La giustizia del governo e il governo della giustizia. Riflessioni a margine dell’Inaugurazione dell’Anno Giudiziario dei penalisti italiani.

di Francesco Iacopino – 

Si è conclusa sabato scorso l’inaugurazione dell’anno giudiziario dei penalisti italiani, dedicata al “processo come ostacolo” e al “carcere come destino”. Abbiamo affrontato il tema della ‘fabbrica dei reati’ e della dimensione “carcerocentrica della pena”, confrontandoci anche con il Ministro della Giustizia e la classe politica, in una sessione specificamente dedicata al “governo della giustizia” e alla “giustizia del governo”.

Il “governo della giustizia” dovrebbe trovare fonte di ispirazione e alimentare la “giustizia sociale” e non delegare la soluzione delle disuguaglianze e delle povertà del nostro tempo alla “giustizia penale”. E, invece, il fallimento o, meglio, la bancarotta fraudolenta della politica sociale è “coperta” sempre di più dalla truffa continuata dell’espansione penale. In una democrazia emotiva, qual è quella nella quale viviamo, alla domanda di sicurezza collettiva si risponde bulimicamente con l’aumento “dei delitti e delle pene”. Si ignorano ostinatamente le conseguenze tossiche prodotte dal sovradosaggio del diritto penale (oramai “totale”) e si insiste demagogicamente nella folle corsa alla produzione dei reati, all’inasprimento delle sanzioni, alla somministrazione sempre maggiore di sofferenza carceraria. Una risposta illusoria, inadatta, una mal practice che alimenta il disagio individuale e l’insicurezza collettiva. Un circolo vizioso e disumano produttivo di sovraffollamento, disperazione, suicidi (negli ultimi 30 anni la popolazione carceraria è raddoppiata e, nel 2024, si sono tolti la vita ben 17 detenuti: uno ogni due giorni).

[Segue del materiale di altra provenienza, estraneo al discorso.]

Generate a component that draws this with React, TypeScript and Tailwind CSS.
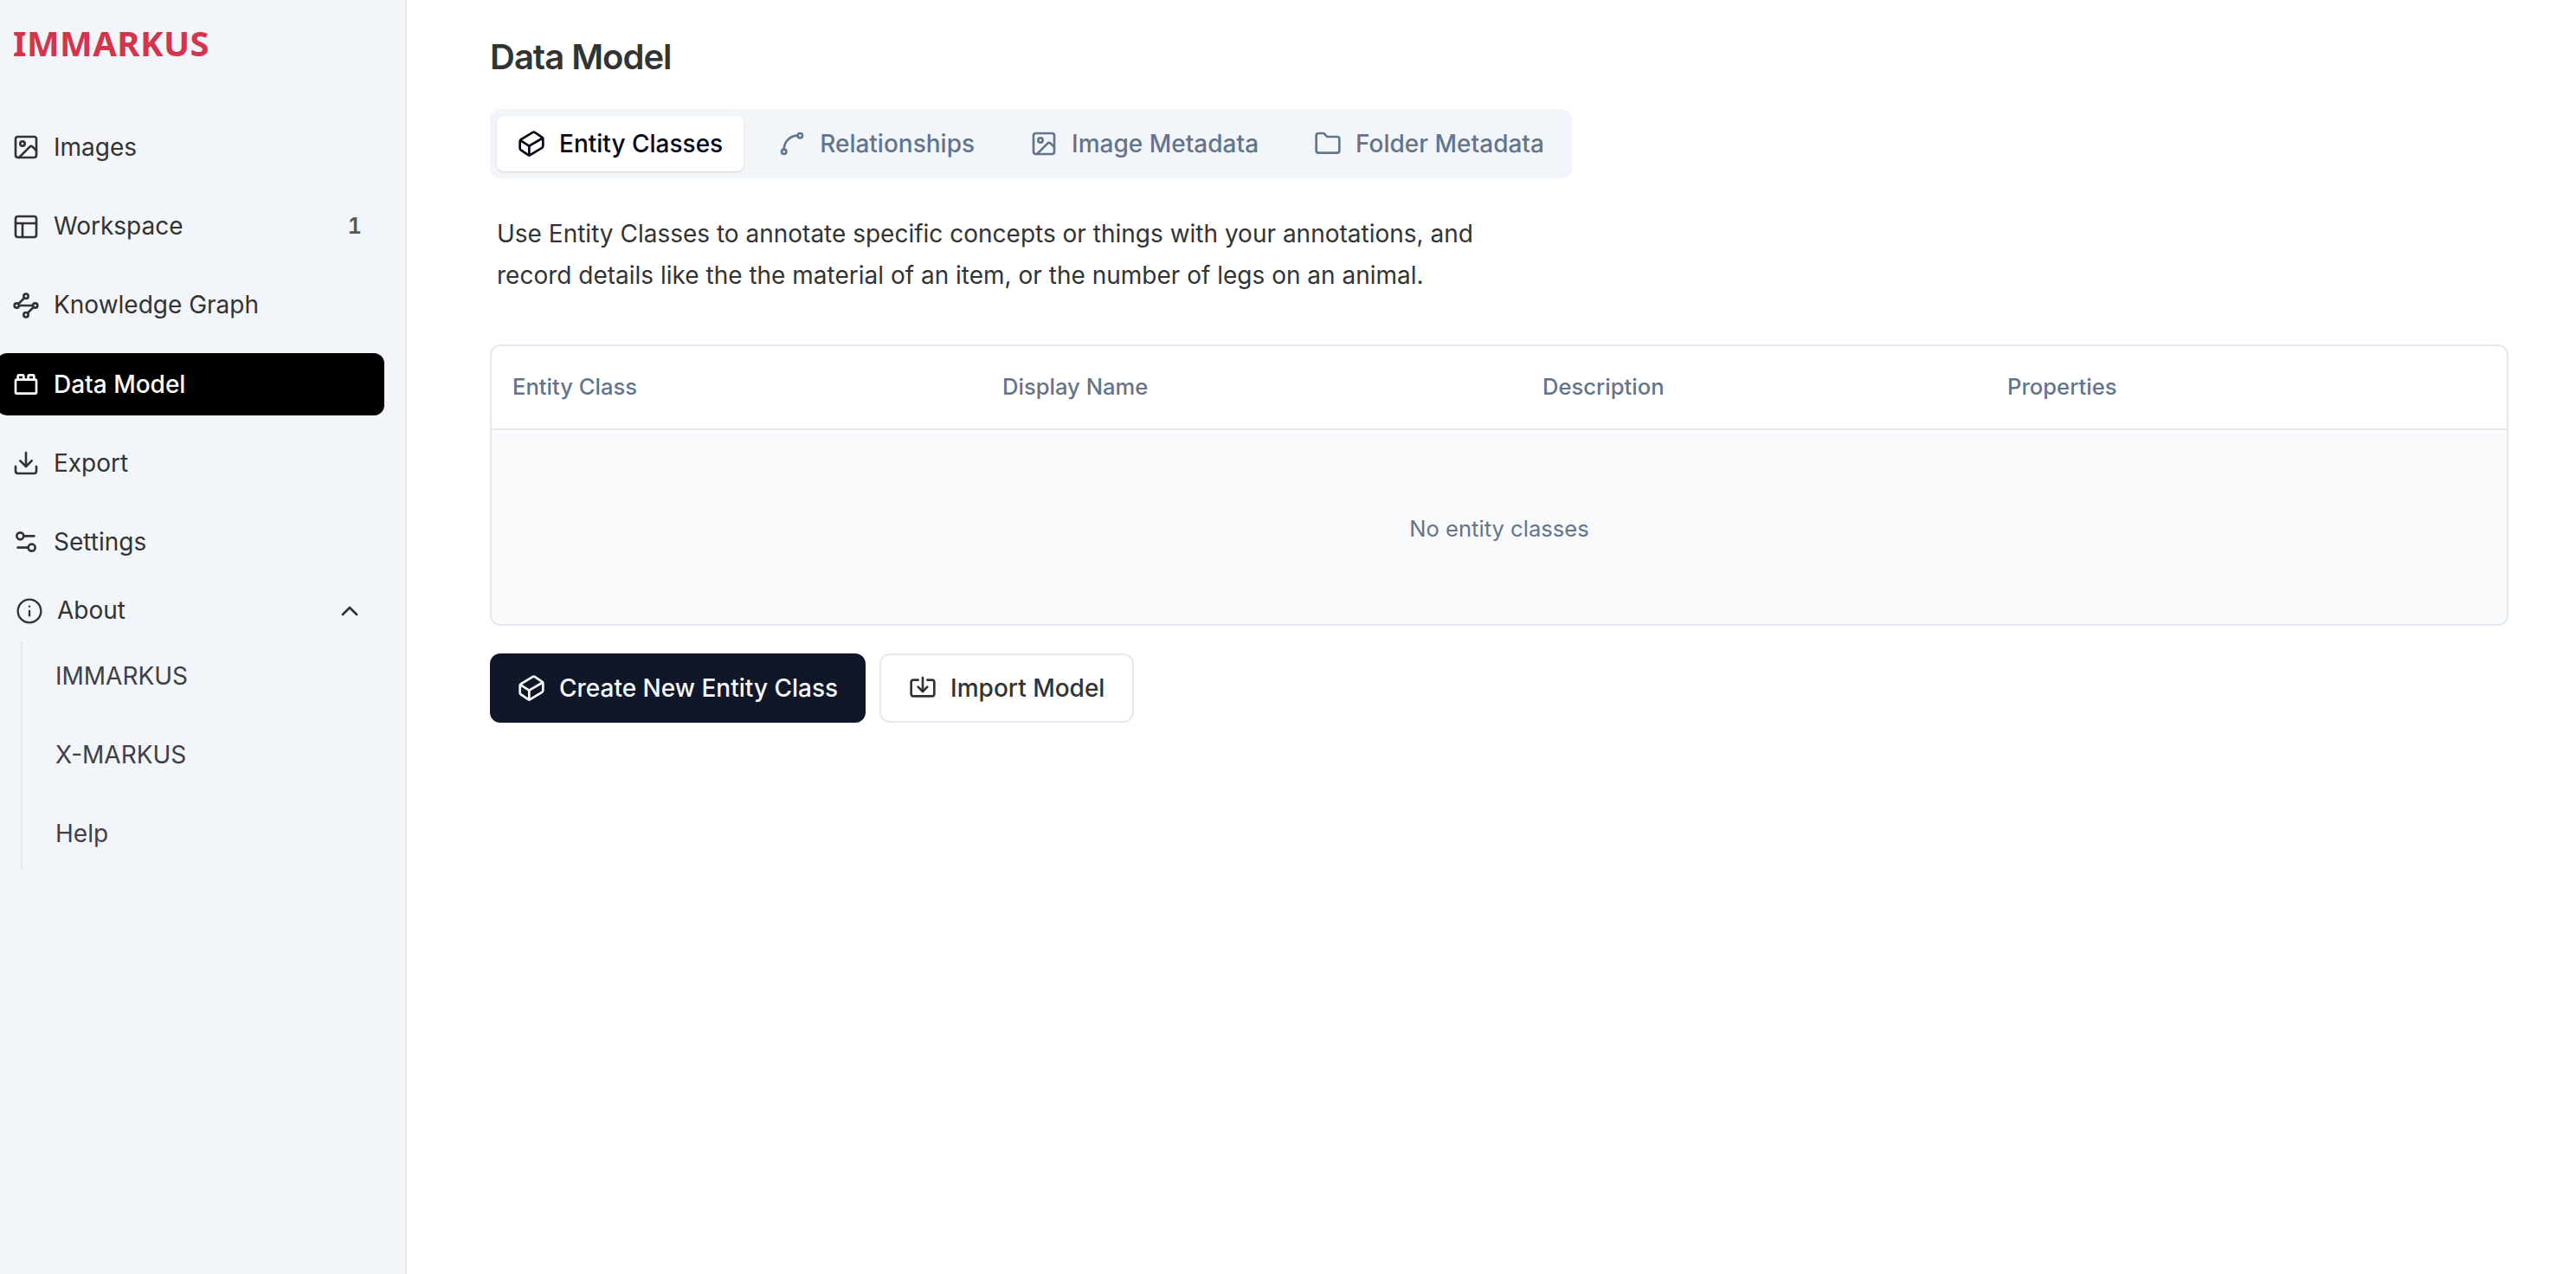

Ad aggravare il carico di dolore, i centri di permanenza per il rimpatrio: carceri mascherate, fatiscenti, scandalose, che certificano l’esistenza di esseri umani di “serie b”, portatori di “diritti di scarto”, di “libertà (non) fondamentali”, “violabili”. Se rimuoviamo il velo dell’ipocrisia ci affacciamo su luoghi di “detenzione amministrativa”, vere e proprie galere per extracomunitari irregolari che (non hanno commesso reati, ma) pagano con la libertà il prezzo di un titolo di soggiorno mai avuto. Discariche per rifiuti non pericolosi, centri di raccolta dei moderni disperati della storia. A inchiodarci al muro delle nostre responsabilità ancora una volta una morte tragica, quella di Ousmane Sylla, il 22enne della nuova Guinea impiccatosi – lasciando un biglietto straziante – nel CPR di Ponte Galeria!

Dovremmo fermarci e sostare davanti a tanto dolore. Arrestare la folle corsa ossessivo-punitiva. Trovare il coraggio di ribellarci a un sistema pan-penalistico che ha alterato gli equilibri del rapporto tra autorità e libertà. Smascherare le pubblicità ingannevoli che hanno anestetizzato quotidianamente il nostro senso di umanità. Perché è disumano, oltre che illusorio, pensare che le tossicodipendenze, le malattie psichiatriche, i soggiorni irregolari dei migranti economici che fuggono dalla miseria, le povertà materiali e la solitudine esistenziale possano trovare soluzioni e garantire sicurezza alle nostre vite comode e borghesi, scaricandone il peso sull’istituzione penitenziaria o, peggio, buttando via le chiavi!

Non è questa la civiltà del diritto che vogliamo lasciare in eredità ai nostri figli.
Non è questo – un diritto penale onnivoro, vendicativo, spietato – quello che hanno immaginato i nostri padri costituenti quando ne hanno disegnato l’architettura nella nostra costituzione.

E, allora, dopo due giorni intensi, ritorniamo alla quotidianità del ministero difensivo con la rinnovata consapevolezza di essere, gli Avvocati, l’ultimo baluardo, l’ultimo argine possibile alla deriva punitiva che ha dato l’abbrivio a un sistema che pretende di regolare le disuguaglianze e gli scarti sociali con la leva penale e di utilizzare il carcere come centro di raccolta differenziata delle periferie esistenziali. Dopo momenti alti di confronto e di formazione, che hanno irrobustito l’orgoglio di essere Avvocati, e Avvocati penalisti in particolare, ritorniamo nelle nostre trincee ancora più motivati e consapevoli del significato profondo, autentico della nostra missione e della nostra funzione, chiamati come siamo a assumere la difesa dell’uomo e delle sue libertà e, al contempo, a essere sentinelle e custodi del corredo assiologico che ha dato vita al moderno diritto penale liberale e al giusto processo.